Coach 2 says that's beta and I should go with - "Hello. You are attractive. My name is Mike"

Coach 3 says - that's what a white knight would say and I should neg her by saying - "My grandmother has the same shoes."

Coach 4 says - I shouldn't say anything

what should I say ?

:)
 
You are committing the classical male fallacy of misappropriation of casual efficacy. Or in other terms, you believe your words have effect on the outcome of an interaction when it's actually only your FACE
 
No one can agree on this. It's such a pain in the ass.
 
You are committing the classical male fallacy of misappropriation of casual efficacy. Or in other terms, you believe your words have effect on the outcome of an interaction when it's actually only your FACE

casual efficiency = dope af term tbh
 
ts how you look
 
Coach 1 says: "Hello. How are you?"

Coach 2 says that's beta and I should go with - "Hello. You are attractive. My name is Mike"

Coach 3 says - that's what a white knight would say and I should neg her by saying - "My grandmother has the same shoes."

Coach 4 says - I shouldn't say anything

what should I say ?

:)
I will share mine:

"hello,
i was walking there and i saw you,
i just thought you were cute so I would say hi"
 
You should sit outside a coffee shop with your triple vanilla latte and wait for them to approach you.
 
cold approaches are rarely appropriate. But it depends on context/setting.
 
Doesn't matter what you say, JUST HAVE CUHNFIDENCE BRO.
 
be over 6ft and good looking, otherwise don't cold approach unless you want suicide fuel
 
true

it's brutal
IMO, you need to find an excuse to talk to her without making your intentions obvious. It sounds beta, but you might try asking a question that fits the setting. From there she will either make an effort to keep the conversation going or not.
 
IMO, you need to find an excuse to talk to her without making your intentions obvious. It sounds beta, but you might try asking a question that fits the setting. From there she will either make an effort to keep the conversation going or not.


once a girl was sitting on a bench and writing something

i asked what are u writing

she said some bullshit with half open mouth took her bag and left
 
once a girl was sitting on a bench and writing something

i asked what are u writing

she said some bullshit with half open mouth took her bag and left
Tell me this isn’t true.

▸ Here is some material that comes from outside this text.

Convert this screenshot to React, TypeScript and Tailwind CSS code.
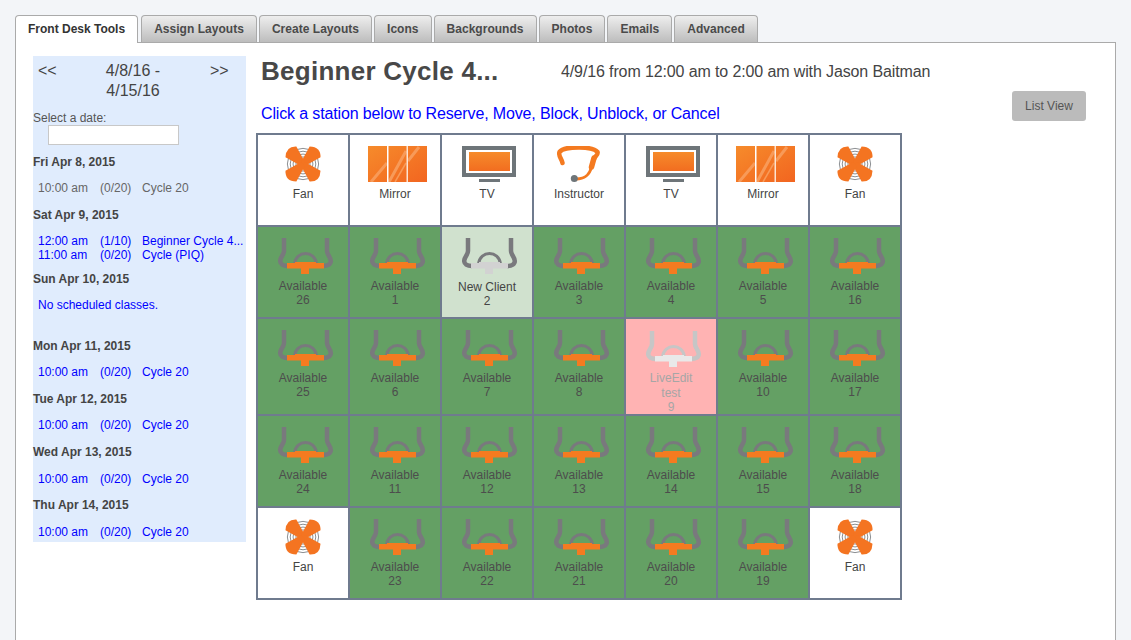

Holy shit.
 
DBA theory
(Don't Be Autistic)
 
Tell me this isn’t true. Holy shit.

it is

it happened in the mall

i asked her what are u writing she said some marketing bullshit

I sat next to her and 1 minute later she took her shit and left to the bathroom or somewhere
 
You are committing the classical male fallacy of misappropriation of casual efficacy. Or in other terms, you believe your words have effect on the outcome of an interaction when it's actually only your FACE
I believe this!

One time I came up to a girl and said, "Hi!" Then she looked at me in disgust with her friend aping her expression. I waited for something to pop into my mind to say, since I was sure I'd think of something after the initial introduction. But... nothing came. So after about 10 seconds of staring at each other I said, "Well, bye!" And we never met again. haha
 
Last edited:
let me bust them cheeks
 
Most of those lines sound terrible, but it won’t make much of a difference. First impressions are all about looks and how well you fit in, not about an overthought way of saying hello.
 
Coach 4 might be onto something
 
Chad: ching chong chang, wanna bang?
Non-chad: hi
Incel: *girl already walking away*
 
Fucking retard its all about the face, but chad doesnt have to approach.
 
It doesnt make any difference
 
well i dont condone approaching or pua.
Its better to start off by saying,
How are you doing. SO how is your day going.
If you are in a supermarket and see a girl you like you can say
Hi how is it going, what is your name btw.
if she answers
then talk about the shit she is buying or what is she doing around there shopping
then next you can go into a variety of things like talk about your favorite food you love and talk about other things to say..
the possibility's are pretty endless. If you know how to socialize right and not be aspie or nervous.
 
Nice tits.



It doesn't matter what you say if she gives you signs that she's interested.
 
Grab her ass and look her in the eye without saying anything. She'll nut in her pants from the pure display of alphaness.
 
it never fucking matters what you say. Women decide they like you before you even open your mouth.